■ Records provided ■
# # #

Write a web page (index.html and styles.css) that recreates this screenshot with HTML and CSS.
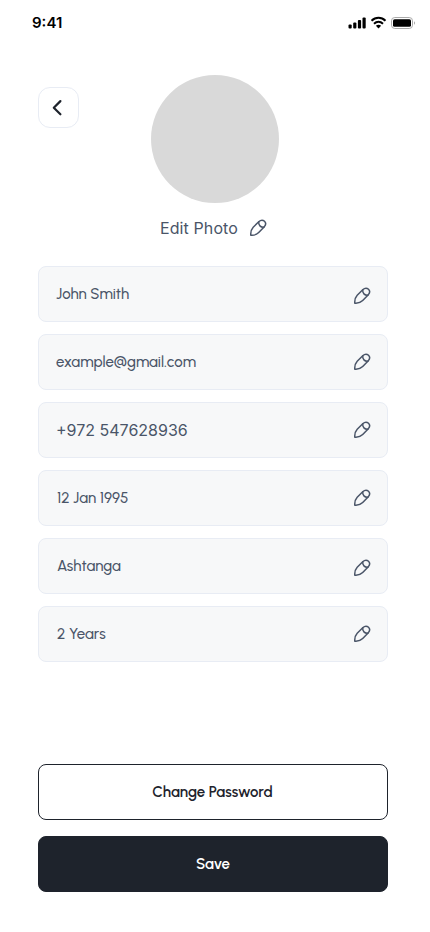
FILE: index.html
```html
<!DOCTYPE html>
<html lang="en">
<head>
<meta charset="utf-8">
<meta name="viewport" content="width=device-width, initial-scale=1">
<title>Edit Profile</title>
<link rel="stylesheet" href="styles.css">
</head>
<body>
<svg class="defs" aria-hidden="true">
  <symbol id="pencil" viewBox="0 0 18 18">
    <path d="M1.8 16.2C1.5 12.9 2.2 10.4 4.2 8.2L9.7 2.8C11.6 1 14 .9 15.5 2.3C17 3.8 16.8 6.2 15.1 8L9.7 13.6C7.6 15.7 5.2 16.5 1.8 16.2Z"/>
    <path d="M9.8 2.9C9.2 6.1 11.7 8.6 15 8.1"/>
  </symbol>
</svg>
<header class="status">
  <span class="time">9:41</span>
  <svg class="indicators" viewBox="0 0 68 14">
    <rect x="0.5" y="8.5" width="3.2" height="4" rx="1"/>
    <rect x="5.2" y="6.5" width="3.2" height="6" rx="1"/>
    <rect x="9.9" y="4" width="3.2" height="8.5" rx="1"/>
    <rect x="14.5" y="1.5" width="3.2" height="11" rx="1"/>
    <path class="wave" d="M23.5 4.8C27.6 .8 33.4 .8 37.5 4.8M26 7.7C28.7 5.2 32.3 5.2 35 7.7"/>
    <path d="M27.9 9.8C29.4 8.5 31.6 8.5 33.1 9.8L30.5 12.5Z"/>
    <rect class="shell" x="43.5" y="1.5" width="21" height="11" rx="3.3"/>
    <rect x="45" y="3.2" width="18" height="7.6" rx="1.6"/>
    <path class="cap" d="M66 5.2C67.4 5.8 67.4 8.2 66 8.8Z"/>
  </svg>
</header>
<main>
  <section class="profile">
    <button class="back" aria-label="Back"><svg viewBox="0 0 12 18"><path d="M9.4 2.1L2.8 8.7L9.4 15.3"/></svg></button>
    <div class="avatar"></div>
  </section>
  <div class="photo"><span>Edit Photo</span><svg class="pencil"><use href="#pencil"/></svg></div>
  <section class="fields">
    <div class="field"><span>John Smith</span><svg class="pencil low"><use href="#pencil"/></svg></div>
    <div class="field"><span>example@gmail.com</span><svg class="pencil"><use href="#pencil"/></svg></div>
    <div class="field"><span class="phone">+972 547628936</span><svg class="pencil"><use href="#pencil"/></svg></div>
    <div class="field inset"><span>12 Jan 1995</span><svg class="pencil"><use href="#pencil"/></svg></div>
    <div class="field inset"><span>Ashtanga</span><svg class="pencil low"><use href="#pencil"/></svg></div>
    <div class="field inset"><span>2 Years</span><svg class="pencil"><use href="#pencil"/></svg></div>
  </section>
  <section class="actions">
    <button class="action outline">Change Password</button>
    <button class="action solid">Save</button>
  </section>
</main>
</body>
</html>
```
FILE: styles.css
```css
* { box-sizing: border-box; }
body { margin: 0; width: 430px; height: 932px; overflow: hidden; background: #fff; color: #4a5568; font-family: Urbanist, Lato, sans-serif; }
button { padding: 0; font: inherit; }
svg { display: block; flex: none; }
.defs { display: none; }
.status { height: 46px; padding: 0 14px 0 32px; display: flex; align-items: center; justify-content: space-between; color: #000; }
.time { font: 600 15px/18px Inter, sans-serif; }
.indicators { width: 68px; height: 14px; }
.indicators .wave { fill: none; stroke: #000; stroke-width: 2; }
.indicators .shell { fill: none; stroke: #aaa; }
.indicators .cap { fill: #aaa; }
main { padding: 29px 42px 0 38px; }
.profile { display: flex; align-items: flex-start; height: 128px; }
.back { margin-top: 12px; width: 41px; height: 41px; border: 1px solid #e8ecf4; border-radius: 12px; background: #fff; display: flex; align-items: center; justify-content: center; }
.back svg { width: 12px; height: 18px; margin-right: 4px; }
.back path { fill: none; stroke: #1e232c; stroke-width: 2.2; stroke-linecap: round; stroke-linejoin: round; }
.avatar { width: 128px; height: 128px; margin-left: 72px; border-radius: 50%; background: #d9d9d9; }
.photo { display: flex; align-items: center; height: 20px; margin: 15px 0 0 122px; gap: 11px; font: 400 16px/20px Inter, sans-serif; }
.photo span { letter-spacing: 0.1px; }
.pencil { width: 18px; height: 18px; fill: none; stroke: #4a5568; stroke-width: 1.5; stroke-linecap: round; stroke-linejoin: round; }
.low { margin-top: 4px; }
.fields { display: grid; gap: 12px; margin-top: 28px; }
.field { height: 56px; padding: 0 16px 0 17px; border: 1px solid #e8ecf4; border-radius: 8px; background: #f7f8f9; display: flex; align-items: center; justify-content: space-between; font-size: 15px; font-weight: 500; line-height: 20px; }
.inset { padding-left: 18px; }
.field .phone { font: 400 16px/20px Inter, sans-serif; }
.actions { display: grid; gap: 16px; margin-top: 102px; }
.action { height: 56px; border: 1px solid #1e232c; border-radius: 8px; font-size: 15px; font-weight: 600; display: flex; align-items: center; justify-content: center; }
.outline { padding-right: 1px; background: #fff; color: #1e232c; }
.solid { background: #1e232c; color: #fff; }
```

# # #

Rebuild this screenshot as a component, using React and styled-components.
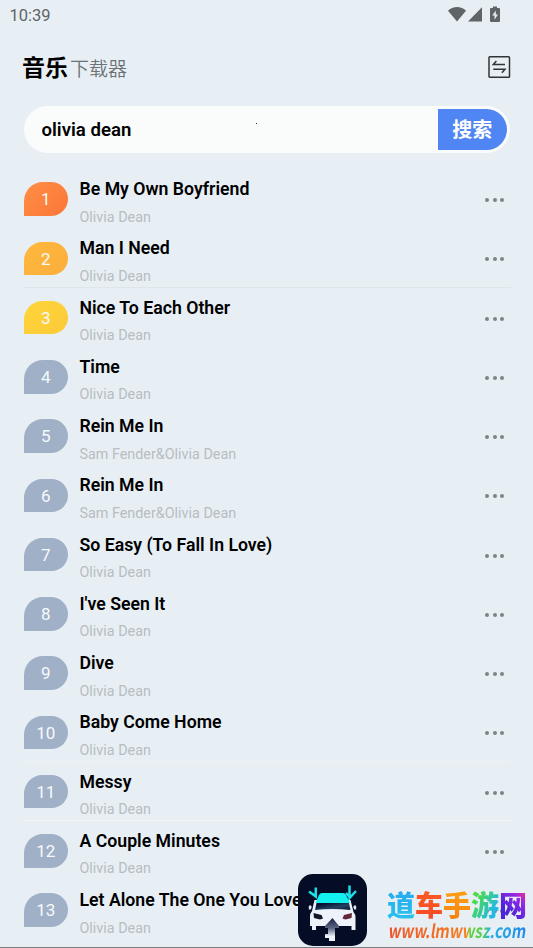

# # #

■ The request ■
Copy out every line of the material above that mentions the word "this".

■ Worked solution ■
Write a web page (index.html and styles.css) that recreates this screenshot with HTML and CSS.
Rebuild this screenshot as a component, using React and styled-components.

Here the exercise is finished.